Tim Hortons sells both blends in ground, whole-bean, and K-Cup formats.

Grind & Water Tips

  • Use a medium grind (drip) for Original.

  • Go slightly coarser for Dark to avoid over-extraction and ashiness.

  • Keep water between 90 °C and 96 °C.

  • Target 18 g coffee per 300 mL water (1:16 ratio) for Original, bump to 19 g for Dark if you crave intensity.

7. Who Should Choose Which?

  • Go Original if you drink multiple cups a day, dislike bitterness, take your coffee sweet or with flavoured creamers, or suffer acid reflux—Original’s modest acidity is easier on sensitive stomachs.

  • Go Dark if you add only a splash of milk, crave fuller body, love dark chocolate, or plan to pour over ice. It’s also the better match for sugary donuts because the roast cuts sweetness.

8. Pro Tips from Baristas

  1. Ask for a “half-and-half.” Some locations will brew equal parts Original and Dark in your cup for a custom medium-dark hybrid.

  2. Mind the brew cycle. Original is brewed every 20 minutes; Dark Roast sometimes sits longer because demand is lower, so ask for “fresh Dark” if flavour matters.

  3. Use refillable pods. Packing Dark Roast into a refillable Keurig basket preserves the oils that pre-filled plastic K-Cups often dull.

  4. Iced coffee hack. Request Dark Roast for the base—its strong flavour keeps potency after melting ice.

9. Final Verdict

“Better” hinges on personal taste:

  • Original Blend wins on smooth drinkability, nostalgia, and slightly higher caffeine.

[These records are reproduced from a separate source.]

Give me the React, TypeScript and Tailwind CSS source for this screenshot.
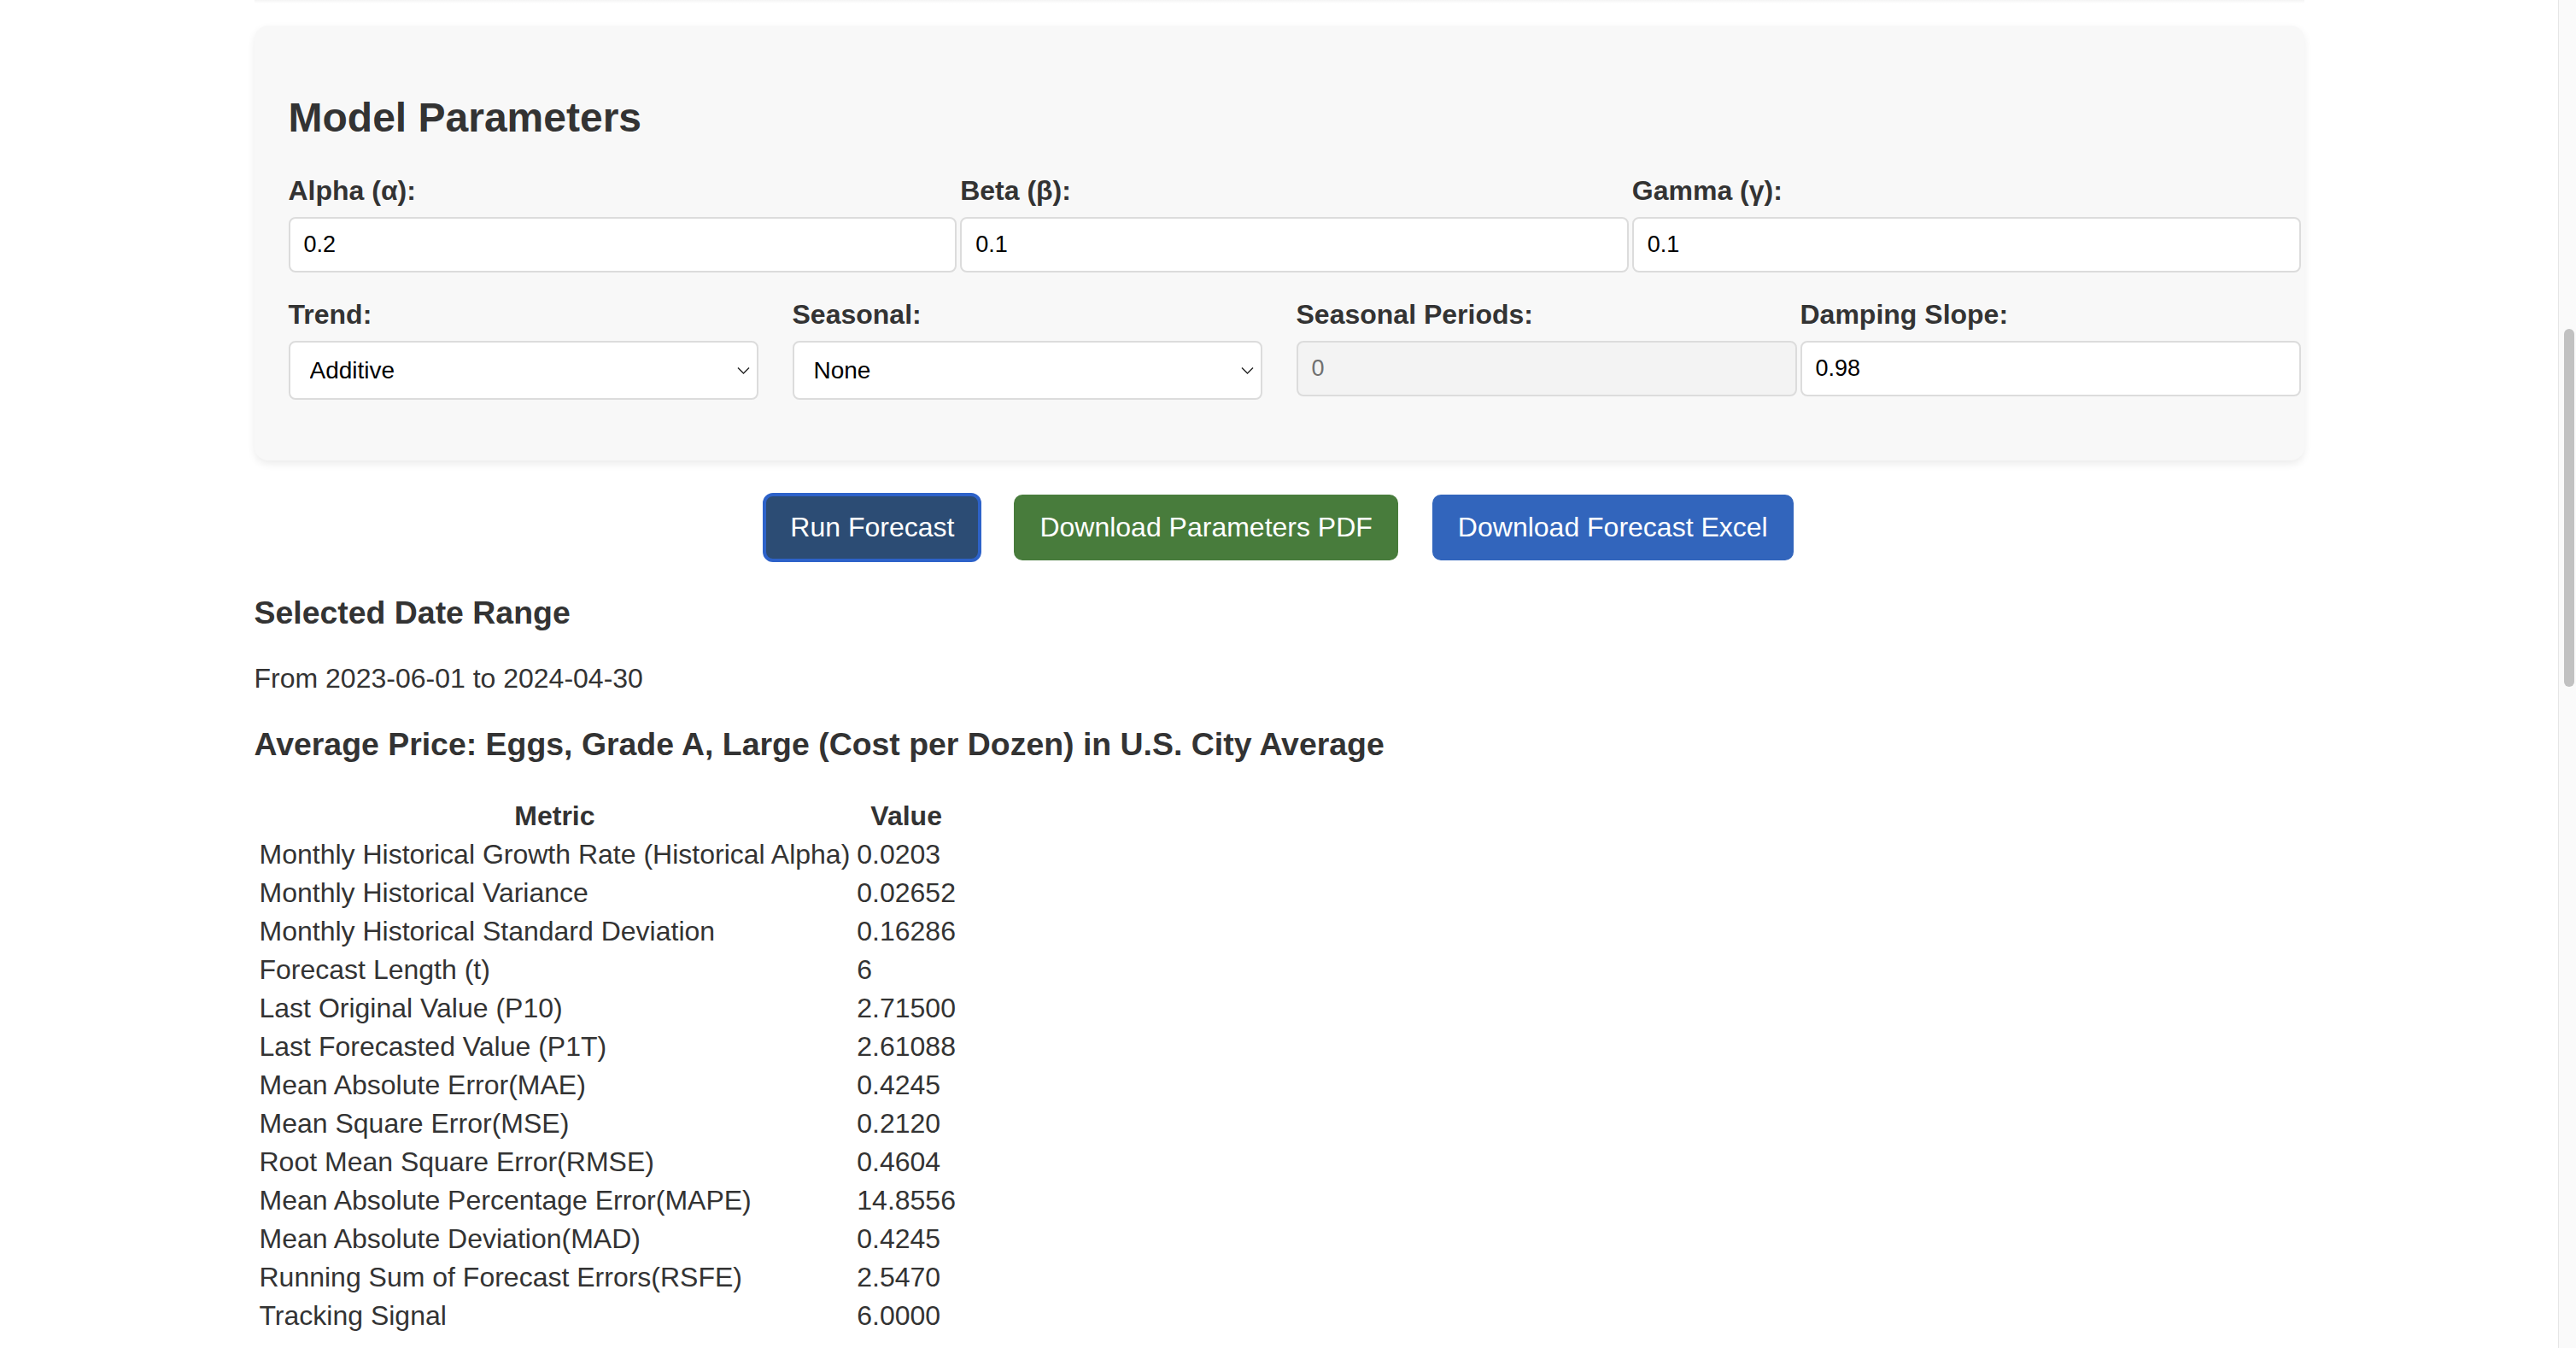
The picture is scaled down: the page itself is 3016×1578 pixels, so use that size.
const metrics: [string, string][] = [
  ["Monthly Historical Growth Rate (Historical Alpha)", "0.0203"],
  ["Monthly Historical Variance", "0.02652"],
  ["Monthly Historical Standard Deviation", "0.16286"],
  ["Forecast Length (t)", "6"],
  ["Last Original Value (P10)", "2.71500"],
  ["Last Forecasted Value (P1T)", "2.61088"],
  ["Mean Absolute Error(MAE)", "0.4245"],
  ["Mean Square Error(MSE)", "0.2120"],
  ["Root Mean Square Error(RMSE)", "0.4604"],
  ["Mean Absolute Percentage Error(MAPE)", "14.8556"],
  ["Mean Absolute Deviation(MAD)", "0.4245"],
  ["Running Sum of Forecast Errors(RSFE)", "2.5470"],
  ["Tracking Signal", "6.0000"],
];

const Label = ({ children }: { children: React.ReactNode }) => (
  <label className="mb-[12px] block text-[32px] font-bold leading-[37px] text-[#333]">{children}</label>
);

const TextInput = ({ value, disabled }: { value: string; disabled?: boolean }) => (
  <input
    type="text"
    defaultValue={value}
    disabled={disabled}
    className={
      "box-content block h-[29px] w-full rounded-[8px] border-2 border-[#dcdcdc] px-[16px] py-[16px] text-[27px] leading-[31px] outline-none " +
      (disabled ? "bg-[#f3f3f3] text-[#707070]" : "bg-white text-black")
    }
  />
);

const Select = ({ value, options }: { value: string; options: string[] }) => (
  <div className="relative">
    <select
      defaultValue={value}
      className="block h-[69px] w-full appearance-none rounded-[8px] border-2 border-[#dcdcdc] bg-white pl-[23px] text-[28px] text-black outline-none"
    >
      {options.map((o) => (
        <option key={o}>{o}</option>
      ))}
    </select>
    <svg
      className="pointer-events-none absolute right-[10px] top-1/2 -translate-y-1/2"
      width="15"
      height="9"
      viewBox="0 0 15 9"
      fill="none"
    >
      <polyline points="1,1 7.5,7.5 14,1" stroke="#222" strokeWidth="1.4" />
    </svg>
  </div>
);

export default function App() {
  return (
    <div className="flex h-screen overflow-hidden bg-white font-['Liberation_Sans',Arial,sans-serif] text-[#333]">
      <main className="min-w-0 flex-1">
        <div className="mx-auto w-[2400px]">
          <div className="h-[4px] bg-linear-to-b from-[#f4f4f4] to-white" />

          {/* Parameters card */}
          <section className="mt-[26px] rounded-[16px] bg-[#f8f8f8] p-[40px] shadow-[0_4px_10px_rgba(0,0,0,0.08)]">
            <h2 className="my-[40px] text-[48px] font-bold leading-[55px] text-[#333]">Model Parameters</h2>

            <div className="mb-[31px] grid grid-cols-3 gap-x-[40px]">
              <div>
                <Label>Alpha (α):</Label>
                <TextInput value="0.2" />
              </div>
              <div>
                <Label>Beta (β):</Label>
                <TextInput value="0.1" />
              </div>
              <div>
                <Label>Gamma (γ):</Label>
                <TextInput value="0.1" />
              </div>
            </div>

            <div className="mb-[31px] grid grid-cols-4 gap-x-[40px]">
              <div>
                <Label>Trend:</Label>
                <Select value="Additive" options={["None", "Additive", "Multiplicative"]} />
              </div>
              <div>
                <Label>Seasonal:</Label>
                <Select value="None" options={["None", "Additive", "Multiplicative"]} />
              </div>
              <div>
                <Label>Seasonal Periods:</Label>
                <TextInput value="0" disabled />
              </div>
              <div>
                <Label>Damping Slope:</Label>
                <TextInput value="0.98" />
              </div>
            </div>
          </section>

          {/* Actions */}
          <div className="mt-[40px] flex justify-center gap-[40px]">
            <button className="rounded-[10px] bg-[#2c4c74] px-[30px] py-[20px] text-[32px] leading-[37px] text-white outline-4 -outline-offset-2 outline-[#2d62c9]">
              Run Forecast
            </button>
            <button className="rounded-[10px] bg-[#487c3c] px-[30px] py-[20px] text-[32px] leading-[37px] text-white">
              Download Parameters PDF
            </button>
            <button className="rounded-[10px] bg-[#3265bc] px-[30px] py-[20px] text-[32px] leading-[37px] text-white">
              Download Forecast Excel
            </button>
          </div>

          {/* Results */}
          <div>
            <h3 className="mb-[37.44px] mt-[39.5px] text-[37.44px] font-bold leading-[1.15] text-[#333]">Selected Date Range</h3>
            <p className="my-[32px] text-[32px] leading-[1.15]">From 2023-06-01 to 2024-04-30</p>
            <h3 className="my-[37.44px] text-[37.44px] font-bold leading-[1.15] text-[#333]">
              Average Price: Eggs, Grade A, Large (Cost per Dozen) in U.S. City Average
            </h3>
            <table className="border-separate border-spacing-[4px] text-[32px] leading-[37px] text-[#333]">
              <thead>
                <tr>
                  <th className="p-[2px] text-center font-bold">Metric</th>
                  <th className="p-[2px] text-center font-bold">Value</th>
                </tr>
              </thead>
              <tbody>
                {metrics.map(([name, val]) => (
                  <tr key={name}>
                    <td className="p-[2px]">{name}</td>
                    <td className="p-[2px]">{val}</td>
                  </tr>
                ))}
              </tbody>
            </table>
          </div>
        </div>
      </main>

      {/* Scrollbar */}
      <div className="w-[21px] shrink-0 border-l border-[#e6e6e6] bg-[#fafafa] pl-[6px] pr-[2px] pt-[385px]">
        <div className="h-[419px] rounded-full bg-[#c1c1c1]" />
      </div>
    </div>
  );
}
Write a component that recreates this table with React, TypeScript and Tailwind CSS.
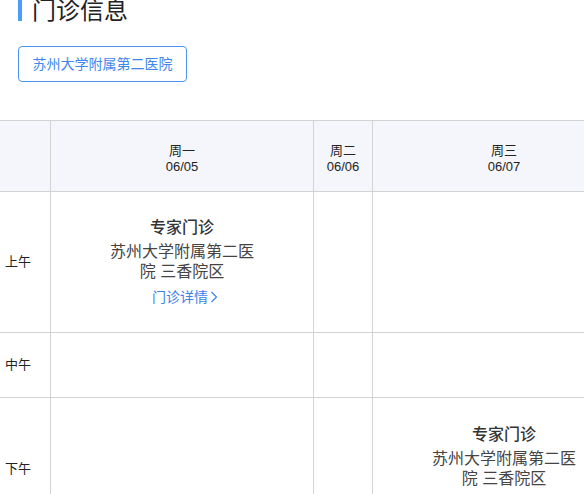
import React from "react";

const days = [
  { name: "周一", date: "06/05", w: "w-[263px]" },
  { name: "周二", date: "06/06", w: "w-[59px]" },
  { name: "周三", date: "06/07", w: "w-[263px]" },
  { name: "周四", date: "06/08", w: "w-[263px]" },
];

const slots = [
  { label: "上午", h: "h-[141px]", visits: [0] },
  { label: "中午", h: "h-[65px]", visits: [] as number[] },
  { label: "下午", h: "h-[142px]", visits: [2] },
];

const font = "font-['Liberation_Sans','Noto_Sans_CJK_SC',sans-serif]";

const Visit: React.FC<{ showLink?: boolean }> = ({ showLink = true }) => (
  <div className="flex flex-col items-center text-center">
    <div className="text-[16px] leading-[22px] font-medium text-[#333]">专家门诊</div>
    <div className="mt-[3px] w-[150px] text-[16px] leading-[20px] text-[#444]">
      苏州大学附属第二医院 三香院区
    </div>
    {showLink && (
      <a className="mt-[5px] flex items-center pl-[6px] text-[14px] leading-[20px] text-[#3b82ea]">
        门诊详情
        <svg width="8" height="12" viewBox="0 0 8 12" className="ml-[2px]">
          <polyline points="1.5,1 6.5,6 1.5,11" fill="none" stroke="currentColor" strokeWidth="1.2" />
        </svg>
      </a>
    )}
  </div>
);

export default function App() {
  return (
    <div className={`h-[494px] w-[584px] overflow-hidden bg-white ${font}`}>
      <div className="px-[18px]">
        <div className="-mt-[11px] h-8 border-l-4 border-[#4b9ef7] pt-[6px] pl-[10px] text-[24px] leading-8 text-[#222]">
          门诊信息
        </div>
        <button className="mt-[25px] h-[36px] w-[169px] rounded-[4px] border border-[#4c93f3] text-[14px] text-[#3f86ee]">
          苏州大学附属第二医院
        </button>
      </div>

      <div className="mt-[38px] w-max border-t border-[#d3d3d3]">
        <div className="flex bg-[#f5f6fb]">
          <div className="h-[71px] w-[51px] border-b border-r border-[#d3d3d3]" />
          {days.map((d) => (
            <div
              key={d.name}
              className={`flex h-[71px] ${d.w} flex-col items-center justify-center border-b border-r border-[#d3d3d3] pt-[5px] text-[13px] leading-[16px] text-[#222]`}
            >
              <span>{d.name}</span>
              <span>{d.date}</span>
            </div>
          ))}
        </div>
        {slots.map((s) => (
          <div key={s.label} className="flex">
            <div
              className={`flex ${s.h} w-[51px] items-center border-b border-r border-[#d3d3d3] pl-[5px] text-[13px] text-[#222]`}
            >
              {s.label}
            </div>
            {days.map((d, i) => (
              <div
                key={d.name}
                className={`flex ${s.h} ${d.w} items-center justify-center border-b border-r border-[#d3d3d3]`}
              >
                {s.visits.includes(i) && <Visit />}
              </div>
            ))}
          </div>
        ))}
      </div>
    </div>
  );
}
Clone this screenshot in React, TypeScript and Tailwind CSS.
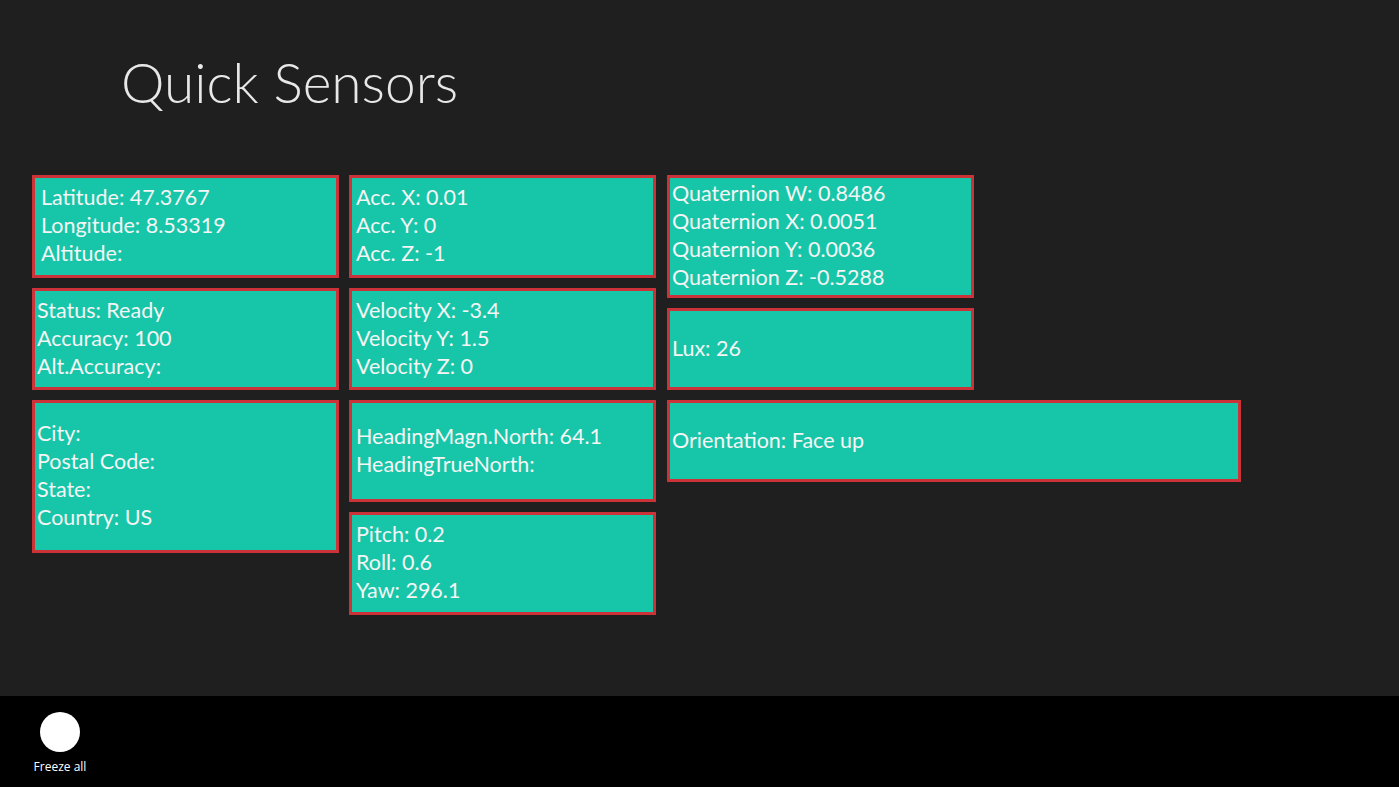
type Tile = {
  lines: string[];
  h: string;
  w?: string;
  pad?: string;
};

const columns: Tile[][] = [
  [
    { lines: ["Latitude: 47.3767", "Longitude: 8.53319", "Altitude:"], h: "h-[103px]", pad: "pl-[6px]" },
    { lines: ["Status: Ready", "Accuracy: 100", "Alt.Accuracy:"], h: "h-[102px]" },
    { lines: ["City:", "Postal Code:", "State:", "Country: US"], h: "h-[153px]" },
  ],
  [
    { lines: ["Acc. X: 0.01", "Acc. Y: 0", "Acc. Z: -1"], h: "h-[103px]", pad: "pl-[4px]" },
    { lines: ["Velocity X: -3.4", "Velocity Y: 1.5", "Velocity Z: 0"], h: "h-[102px]", pad: "pl-[4px]" },
    { lines: ["HeadingMagn.North: 64.1", "HeadingTrueNorth:"], h: "h-[102px]", pad: "pl-[4px]" },
    { lines: ["Pitch: 0.2", "Roll: 0.6", "Yaw: 296.1"], h: "h-[103px]", pad: "pl-[4px]" },
  ],
  [
    {
      lines: ["Quaternion W: 0.8486", "Quaternion X: 0.0051", "Quaternion Y: 0.0036", "Quaternion Z: -0.5288"],
      h: "h-[123px]",
    },
    { lines: ["Lux: 26"], h: "h-[82px]" },
    { lines: ["Orientation: Face up"], h: "h-[82px]", w: "w-[574px]" },
  ],
];

function SensorTile({ tile }: { tile: Tile }) {
  return (
    <div
      className={`${tile.h} ${tile.w ?? "w-[307px]"} ${tile.pad ?? "pl-[2px]"} flex flex-col justify-center border-[3px] border-[#cc3338] bg-[#17c6a8] pb-[3px] text-[21.5px] leading-[28px] text-[#f5f5f5]`}
    >
      {tile.lines.map((line) => (
        <div key={line} className="whitespace-nowrap">
          {line}
        </div>
      ))}
    </div>
  );
}

export default function App() {
  return (
    <div
      className="flex h-[787px] w-full flex-col bg-[#1f1f1f]"
      style={{ fontFamily: "Lato, 'Open Sans', sans-serif" }}
    >
      <div className="flex-1">
        <h1 className="pl-[121px] pt-[48px] text-[55px] font-light leading-[68px] text-[#e8e8e8]">
          Quick Sensors
        </h1>

        <div className="mt-[59px] flex items-start gap-[10px] pl-[32px]">
          {columns.map((col, i) => (
            <div key={i} className={`flex flex-col gap-[10px] ${i === 2 ? "ml-[1px] items-start" : ""}`}>
              {col.map((tile) => (
                <SensorTile key={tile.lines[0]} tile={tile} />
              ))}
            </div>
          ))}
        </div>
      </div>

      <div className="h-[91px] bg-black">
        <button className="ml-[28px] mt-[16px] flex w-[64px] flex-col items-center gap-[8px]">
          <span className="h-[40px] w-[40px] rounded-full bg-white" />
          <span className="text-[12px] leading-[14px] text-white" style={{ fontFamily: "'Open Sans', sans-serif" }}>
            Freeze all
          </span>
        </button>
      </div>
    </div>
  );
}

  • Dark Roast wins on richness, complexity, and resilience with cream, sugar, or ice.

If you grew up on double-doubles, Original will always feel like home. But if you’ve graduated to espresso shots and craft roasts, Dark might finally make Tim Hortons coffee sing for you. Luckily, both roasts flow from the same urn-warming counters coast-to-coast, so the best judge is your own taste buds—grab one of each and run your own Canuck cupping session.